Vala Sciences introduced the IC200 high-content screening imager, which uses novel chromatic aberration to correct for differences in focal plane for colors. This produces a rapid focus on objects in the Z direction and greatly reduces artifacts arising from variations in the bottom of plastic multiple-well plates. One study showed that this can affect the Z focus by as much as 3 μm. This adversely affects the coefficient of variation for the cytometric features. The IC200 can be fitted with an electrode assembly that adds kinetic imaging produced with electrical stimulation of cells such as cardiomyocytes. This is called the Kinetic Image Cytometer (KIC). Electrical stimulation modulates the calcium flux across the cell membrane. With the KIC, the flux is measured for individual cells from movies recorded at 30 Hz. Special software identifies and tracks the calcium transients for each cell in the view field. Vala expects that the KIC will be the instrument of choice for cardiotoxicity testing.

Three-dimensional imaging is new and potentially much more important in cell biology than in entertainment. Conventional cell imaging typically looked at a layer of cells, but cells often grow in three dimensions. Bellbrook Labs (Madison, WI) introduced the IUVO 3-D cell-based assay service, in which microchannels are filled with cells embedded in collagen. An aliquot of test reagent is added to the sample port, and a cocktail of antibodies and detection reagents is added to the input port. The microchannels are incubated for a predetermined time, usually 16 hr. A quick scan of the plate using a conventional whole-well plate imager is summarized in a conventional dose response plot. The company claims that when cells are given a proper 3-D scaffold, they undergo polarization and differentiation resembling in vivo structures. Differences have already been shown in cell migration and therapeutic efficacy between flat plastic and 3-D environments.

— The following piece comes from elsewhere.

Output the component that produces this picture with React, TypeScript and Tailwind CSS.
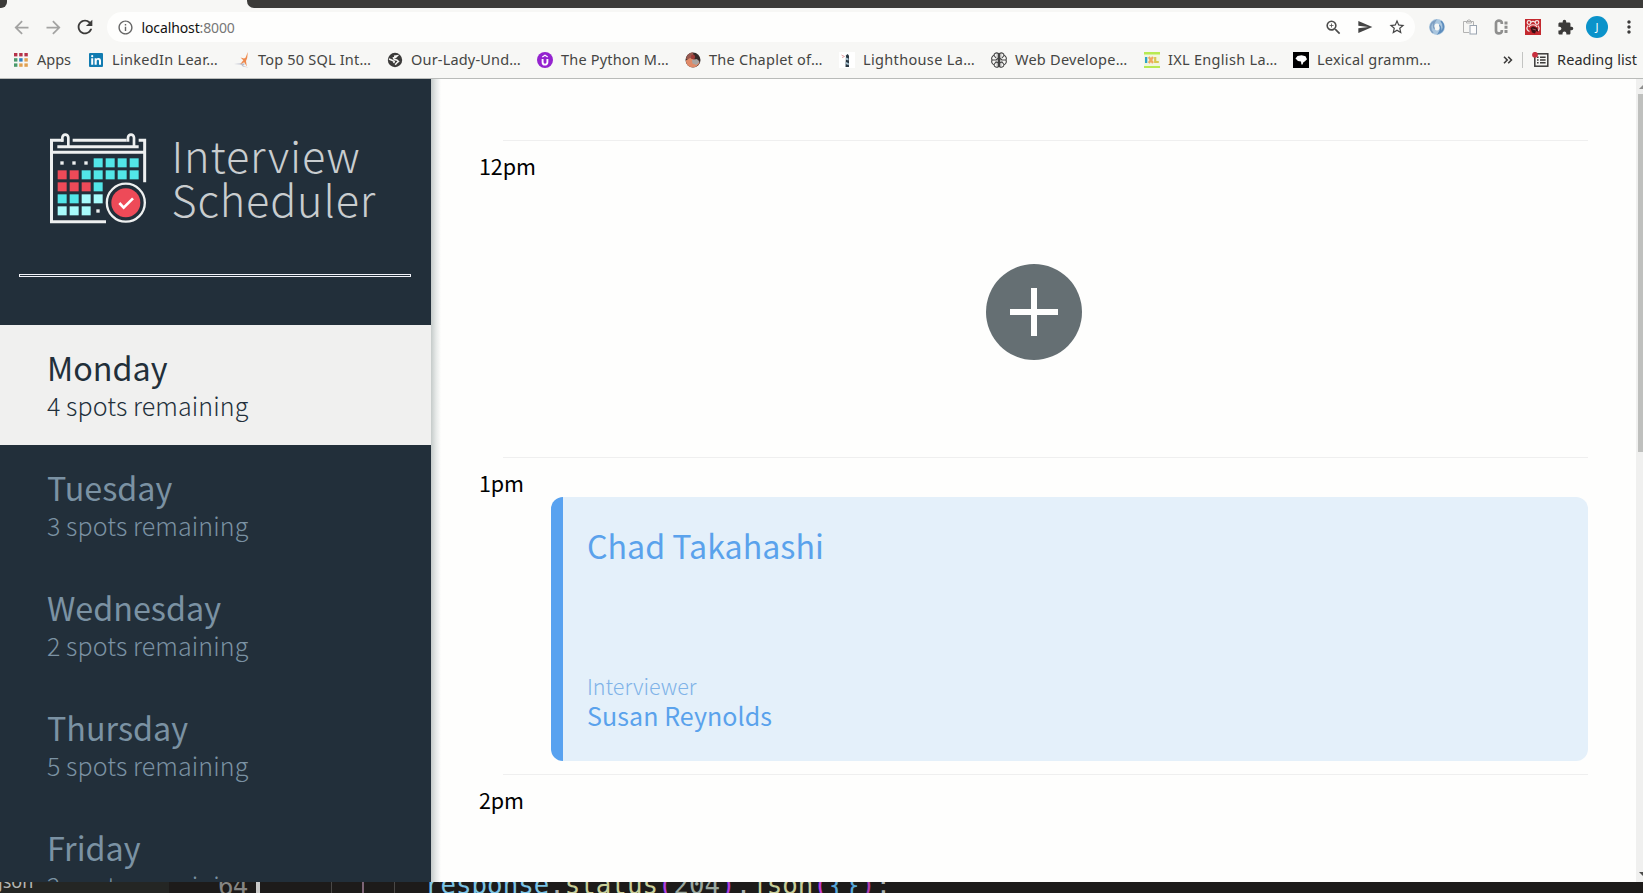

Kinetics is another topic that is gaining interest, as well it should. Many of the HCA experiments use a single time point, i.e., measure after 16 hr of incubation. This may be convenient, but others report that a good scan needs to include the kinetics as well, especially when comparing therapeutic activity to toxicity. The mechanisms are often different, with toxicity being much quicker than therapeutic response. However, making screens at several time points increases the run time and data file proportionally, and the data files are already large. In spite of this, interest in imaging live cells appears to be growing.